Я обернулся: на меня была наставлена целая батарея кинокамер, дуговых ламп, рефлекторов и яростно выпученные глаза шаровидного человечка в цветастых шортах, с окурком сигары во рту. Он наступал на меня с криком:
– Эй, paesan! Вались отсюда! Уйди к чертовой матери! Умберто, скажи ему, чтобы убрался! Он загубил нам тридцать метров пленки! Вались отсюда, paesan!
На меня смотрело множество глаз: местные зеваки, столпившиеся за веревочным ограждением, киношники у прожекторов, и в особенности – двое, на чей столик я налетел. Один из них был Карлтон Бёрнс, который обдал меня всемирно известным взглядом скучающего органического отвращения. Никто не засмеялся. Все это было как в чрезвычайно дурном сне. Сперва, как под атакой бабки Ди Лието, меня пронял тошнотворный нутряной ужас – ужас мальчишки, застигнутого за стыдным делом: я похолодел, обмяк, ослаб, в висках застучала не кровь, а само унижение; но вдруг – то ли от жары, то ли от окончательной растерянности, или же оттого, что после расправы, которую весь день творила надо мной Италия, меня облаял соотечественник, пузатый и коротенький, но все равно соотечественник, – я закипел.
– Умберто! – крикнул он мне в лицо – но не мне. – Скажи своему карабинеру, чтобы он их не пускал. А этому – чтобы убрался.

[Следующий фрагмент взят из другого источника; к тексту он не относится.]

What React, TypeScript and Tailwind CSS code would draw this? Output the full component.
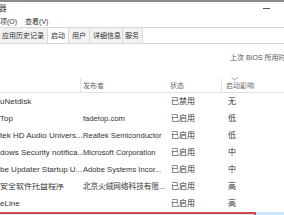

Вал…
– Сам вались, урод несчастный! – взвыл я. – Как ты со мной разговариваешь? Я что тебе – итальянец? У меня столько же прав на эту площадь, сколько у тебя! Кто ты такой, чтобы мне приказывать? – В удушливом зное перед глазами у меня лопались оранжевые шарики истерии, я сам слышал, что мой захлебывающийся голос звучит все надрывнее, набирает опасную высоту, но при этом у меня возникло чувство собственного могущества, ибо толстячок замер как вкопанный, сигара у него во рту нерешительно опустилась наподобие семафора, а глаза – от удивления, надо думать, – выкатились, словно он заболел зобом. Из двух моих заключительных фраз первая – "Не сметь шпынять итальянцев!" – показалась мне ненаучной и театральной, зато, выкрикнув: "Я усталый, измотанный человек!" – я впервые за день ощутил противненькое торжество и с этими словами, содрогаясь, как рассерженный и темпераментный актер, повернулся кругом и покинул место происшествия, в котором только сейчас распознал съемочную площадку.

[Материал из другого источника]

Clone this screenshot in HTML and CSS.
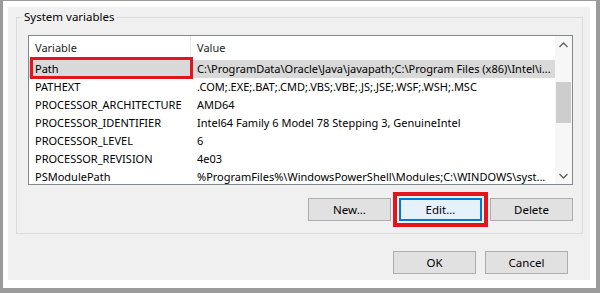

Обида жгла меня так, что я мог бы уйти и с площади, и из города и пешком вернуться в Рим, если бы не столкнулся с Мейсоном Флаггом. Он стоял перед аркой, все видел и веселился до упаду. Рубашка на нем была в серебряных цветах, белая кепка сдвинута набекрень, и он покатывался от хохота; при моем приближении хохот сменился беззвучными судорожными смешками, а плечо его нервически дернулось кверху: по этому тику я узнал бы Мейсона с любого расстояния и в любом ракурсе хоть в Самбуко, хоть в Париже, хоть в Перу.
– Питси, старичок, – хихикнул он, пожимая мне руку, – махнем туда, где вечно пляшут и поют.

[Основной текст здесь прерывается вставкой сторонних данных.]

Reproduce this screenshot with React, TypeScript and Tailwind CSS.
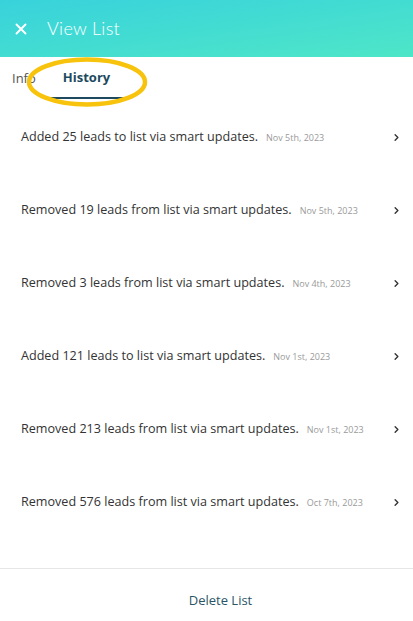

Это была только нам двоим понятная ссылка на годы совместного учения в частной школе. Мейсон неизменно приветствовал меня таким манером, когда мы встречались после долгого перерыва, и я отвечал ему в тон, со школярской удалью, хотя всякий раз чувствовал себя ослом.
– А махнем, старик, – подхватил я. – Что это за тип на меня налетел? Ух, и разозлился я…
– Да ну, ассистент режиссера. Раппапорт, кажется, его фамилия. Не расстраивайся из-за него. Он тут всем на нервы действует. Алонзо должен занять тебя в картине. Ты был великолепен.
– Очень неприятно, что испортил им сцену. Чудовищный день. По дороге сюда, возле Помпеи, я врезался в…
– Питси, ты роскошно выглядишь, – перебил он. – Молодец, что приехал. Сколько мы не виделись? Три года? Четыре? По-моему, ты ни капли не изменился. Пожалуй, щечки раздались и вид менее озабоченный, я бы даже сказал – в окрестности гланд более удовлетворенный. Как тебе итальянское мяско, старик? Некоторые утверждают, что ты до тех пор не отведал вкуса жизни, пока хоть одна туземочка не простонала тебе в ухо "mamma mia!". Питси, ты в изумительной форме.
– Благодарю, – вяло отозвался я.
Вероятно, я погубил весь съемочный день: возле камер устало принялись за разборку, а местные хлынули за ограду и вновь завладели своей красивой площадью.
– Не расстраивайся из-за них, – утешал меня Мейсон, когда мы шли через площадь к кафе. – У них тут не съемки, а какой-то карнавал. С ума сойти. Этой сцены, в которую ты затесался, три часа назад еще не было в сценарии. Такого дикого производства ты в жизни не видел. Сценаристы отпадают, как мухи.